▶ _DATASET EXCERPT_:
■ ■ ■ ■ ■

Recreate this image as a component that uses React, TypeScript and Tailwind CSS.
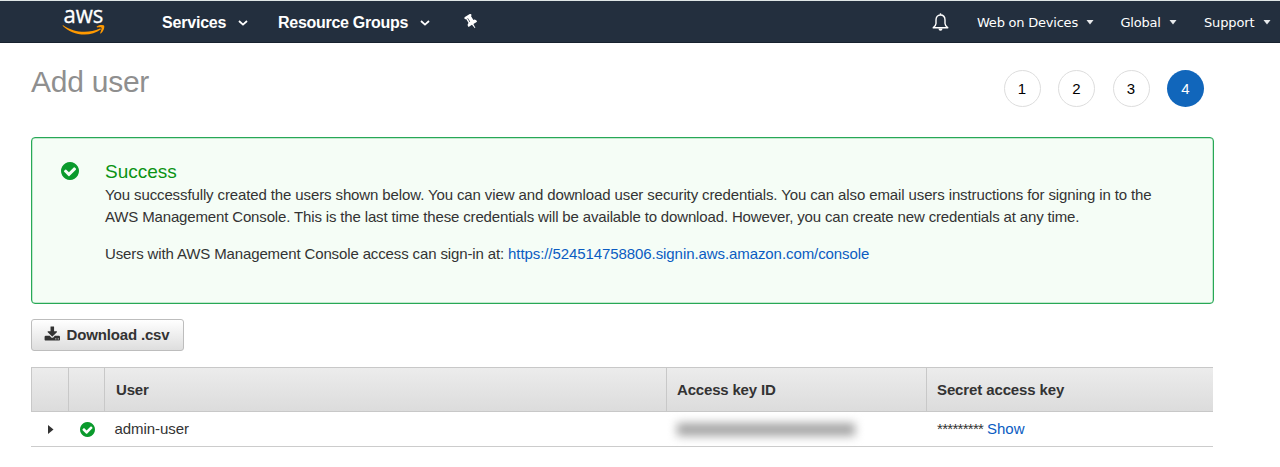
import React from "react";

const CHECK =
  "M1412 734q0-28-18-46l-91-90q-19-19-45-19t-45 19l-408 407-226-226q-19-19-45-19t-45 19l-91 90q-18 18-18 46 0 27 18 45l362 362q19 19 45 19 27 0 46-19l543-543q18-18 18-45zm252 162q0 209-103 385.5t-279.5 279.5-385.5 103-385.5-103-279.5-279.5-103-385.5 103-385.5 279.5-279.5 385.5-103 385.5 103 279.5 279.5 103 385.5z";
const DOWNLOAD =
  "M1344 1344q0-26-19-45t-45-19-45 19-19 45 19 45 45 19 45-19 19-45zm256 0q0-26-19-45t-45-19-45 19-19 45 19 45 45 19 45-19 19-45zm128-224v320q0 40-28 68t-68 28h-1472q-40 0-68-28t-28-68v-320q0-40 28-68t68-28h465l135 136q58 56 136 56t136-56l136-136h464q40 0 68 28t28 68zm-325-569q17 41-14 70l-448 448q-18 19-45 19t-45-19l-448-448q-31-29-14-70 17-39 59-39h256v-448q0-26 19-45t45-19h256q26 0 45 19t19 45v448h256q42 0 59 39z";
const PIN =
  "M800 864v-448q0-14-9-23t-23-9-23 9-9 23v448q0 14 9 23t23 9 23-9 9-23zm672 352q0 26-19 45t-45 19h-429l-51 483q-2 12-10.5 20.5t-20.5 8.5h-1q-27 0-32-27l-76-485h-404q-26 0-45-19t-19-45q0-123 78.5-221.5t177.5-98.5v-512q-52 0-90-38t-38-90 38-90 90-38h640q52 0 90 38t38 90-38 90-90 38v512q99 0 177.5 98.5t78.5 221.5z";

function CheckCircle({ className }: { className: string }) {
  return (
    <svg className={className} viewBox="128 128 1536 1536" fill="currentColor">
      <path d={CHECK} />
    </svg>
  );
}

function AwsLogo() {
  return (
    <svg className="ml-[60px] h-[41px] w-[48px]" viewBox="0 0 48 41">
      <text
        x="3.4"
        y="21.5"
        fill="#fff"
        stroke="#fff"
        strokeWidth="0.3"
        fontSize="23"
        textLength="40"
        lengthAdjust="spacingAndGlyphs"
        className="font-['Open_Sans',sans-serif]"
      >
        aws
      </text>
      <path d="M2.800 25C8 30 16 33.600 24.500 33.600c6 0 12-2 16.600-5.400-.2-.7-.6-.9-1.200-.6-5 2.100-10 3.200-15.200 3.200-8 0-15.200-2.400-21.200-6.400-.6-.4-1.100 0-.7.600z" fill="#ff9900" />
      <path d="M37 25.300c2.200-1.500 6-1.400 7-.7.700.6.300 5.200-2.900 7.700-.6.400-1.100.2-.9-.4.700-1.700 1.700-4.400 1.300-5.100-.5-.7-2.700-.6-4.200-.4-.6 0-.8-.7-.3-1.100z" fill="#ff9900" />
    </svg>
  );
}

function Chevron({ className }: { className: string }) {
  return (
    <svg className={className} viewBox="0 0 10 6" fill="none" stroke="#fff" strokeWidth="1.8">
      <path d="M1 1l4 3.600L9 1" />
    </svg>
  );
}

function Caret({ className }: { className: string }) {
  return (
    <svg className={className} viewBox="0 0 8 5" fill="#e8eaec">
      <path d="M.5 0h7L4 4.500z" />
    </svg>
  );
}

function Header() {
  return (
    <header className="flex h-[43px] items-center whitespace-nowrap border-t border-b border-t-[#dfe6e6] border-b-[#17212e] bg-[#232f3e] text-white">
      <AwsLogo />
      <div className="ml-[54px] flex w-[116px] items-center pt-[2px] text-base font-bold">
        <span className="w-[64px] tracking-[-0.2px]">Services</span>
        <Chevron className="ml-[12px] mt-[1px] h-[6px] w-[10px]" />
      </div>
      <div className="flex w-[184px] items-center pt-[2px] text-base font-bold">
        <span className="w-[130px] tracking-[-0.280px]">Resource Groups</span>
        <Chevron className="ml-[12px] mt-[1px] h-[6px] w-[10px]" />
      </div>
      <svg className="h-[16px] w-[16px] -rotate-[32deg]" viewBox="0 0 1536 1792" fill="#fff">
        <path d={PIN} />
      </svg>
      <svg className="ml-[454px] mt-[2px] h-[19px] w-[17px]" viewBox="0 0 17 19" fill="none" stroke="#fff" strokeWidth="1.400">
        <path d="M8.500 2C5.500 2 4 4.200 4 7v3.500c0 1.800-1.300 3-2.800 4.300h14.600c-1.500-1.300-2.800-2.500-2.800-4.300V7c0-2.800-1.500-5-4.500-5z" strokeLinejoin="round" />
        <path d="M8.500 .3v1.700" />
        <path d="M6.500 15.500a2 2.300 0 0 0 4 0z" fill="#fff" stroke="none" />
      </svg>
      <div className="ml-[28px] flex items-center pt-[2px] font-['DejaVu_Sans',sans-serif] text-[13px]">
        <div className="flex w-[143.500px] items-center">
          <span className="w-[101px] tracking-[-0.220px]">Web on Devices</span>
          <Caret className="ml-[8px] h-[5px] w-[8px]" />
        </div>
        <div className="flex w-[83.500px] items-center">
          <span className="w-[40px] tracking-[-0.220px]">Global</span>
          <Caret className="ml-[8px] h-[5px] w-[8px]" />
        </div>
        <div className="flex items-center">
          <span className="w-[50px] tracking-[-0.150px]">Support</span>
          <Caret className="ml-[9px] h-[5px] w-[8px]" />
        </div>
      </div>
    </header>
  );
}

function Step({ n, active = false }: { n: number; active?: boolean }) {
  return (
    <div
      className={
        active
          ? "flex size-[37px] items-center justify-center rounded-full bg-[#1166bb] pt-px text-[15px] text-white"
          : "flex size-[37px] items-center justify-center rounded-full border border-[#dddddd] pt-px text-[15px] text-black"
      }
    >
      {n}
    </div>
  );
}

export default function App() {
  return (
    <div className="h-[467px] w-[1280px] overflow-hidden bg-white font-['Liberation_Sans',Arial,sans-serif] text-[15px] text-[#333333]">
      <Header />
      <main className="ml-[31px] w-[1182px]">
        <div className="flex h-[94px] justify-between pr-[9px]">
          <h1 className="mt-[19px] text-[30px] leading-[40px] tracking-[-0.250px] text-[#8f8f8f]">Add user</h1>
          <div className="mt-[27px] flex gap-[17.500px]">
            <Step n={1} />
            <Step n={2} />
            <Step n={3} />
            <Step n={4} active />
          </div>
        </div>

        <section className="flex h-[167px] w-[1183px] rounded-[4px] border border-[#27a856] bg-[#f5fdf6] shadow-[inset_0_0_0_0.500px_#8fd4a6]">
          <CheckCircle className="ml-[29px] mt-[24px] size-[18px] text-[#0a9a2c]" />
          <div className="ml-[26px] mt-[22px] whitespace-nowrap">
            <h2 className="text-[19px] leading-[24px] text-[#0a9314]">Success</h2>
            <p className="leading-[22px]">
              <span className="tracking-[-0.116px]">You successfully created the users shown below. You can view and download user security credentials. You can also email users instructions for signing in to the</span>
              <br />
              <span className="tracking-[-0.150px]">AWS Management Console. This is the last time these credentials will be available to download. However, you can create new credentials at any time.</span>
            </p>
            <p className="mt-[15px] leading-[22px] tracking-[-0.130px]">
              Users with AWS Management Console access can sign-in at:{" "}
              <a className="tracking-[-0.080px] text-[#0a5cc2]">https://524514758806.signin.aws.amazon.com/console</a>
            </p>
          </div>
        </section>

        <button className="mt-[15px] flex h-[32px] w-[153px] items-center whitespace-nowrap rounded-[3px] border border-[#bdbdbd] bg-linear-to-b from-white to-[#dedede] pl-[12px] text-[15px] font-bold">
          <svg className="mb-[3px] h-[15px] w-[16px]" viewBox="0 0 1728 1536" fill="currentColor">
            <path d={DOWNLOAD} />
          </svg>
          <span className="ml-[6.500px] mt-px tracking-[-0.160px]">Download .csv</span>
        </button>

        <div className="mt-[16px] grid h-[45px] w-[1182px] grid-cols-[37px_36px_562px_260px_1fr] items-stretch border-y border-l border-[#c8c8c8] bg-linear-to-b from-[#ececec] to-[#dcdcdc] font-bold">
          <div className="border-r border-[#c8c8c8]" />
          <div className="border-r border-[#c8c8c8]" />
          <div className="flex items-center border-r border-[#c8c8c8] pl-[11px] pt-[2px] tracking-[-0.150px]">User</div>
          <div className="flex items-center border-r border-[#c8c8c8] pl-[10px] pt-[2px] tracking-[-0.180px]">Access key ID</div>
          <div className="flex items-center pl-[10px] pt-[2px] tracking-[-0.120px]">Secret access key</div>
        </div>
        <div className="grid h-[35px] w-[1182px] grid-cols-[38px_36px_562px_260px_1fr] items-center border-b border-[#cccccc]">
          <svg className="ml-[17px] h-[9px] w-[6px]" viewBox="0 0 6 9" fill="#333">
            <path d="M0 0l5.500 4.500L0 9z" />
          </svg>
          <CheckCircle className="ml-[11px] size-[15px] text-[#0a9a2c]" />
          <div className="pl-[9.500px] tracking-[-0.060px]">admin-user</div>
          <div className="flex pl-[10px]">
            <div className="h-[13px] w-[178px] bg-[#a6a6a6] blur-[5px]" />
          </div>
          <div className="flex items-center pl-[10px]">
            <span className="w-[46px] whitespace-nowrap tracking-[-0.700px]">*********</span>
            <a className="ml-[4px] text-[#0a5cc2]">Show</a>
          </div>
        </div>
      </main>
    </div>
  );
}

■ ■ ■ ■ ■

▶ _TASK STATEMENT_: Only the lines from the top of the data through the line with "import React from" should be quoted, exactly and with both ends kept; skip the pictures.

▶ _FINISHED EXERCISE_:
Recreate this image as a component that uses React, TypeScript and Tailwind CSS.
import React from "react";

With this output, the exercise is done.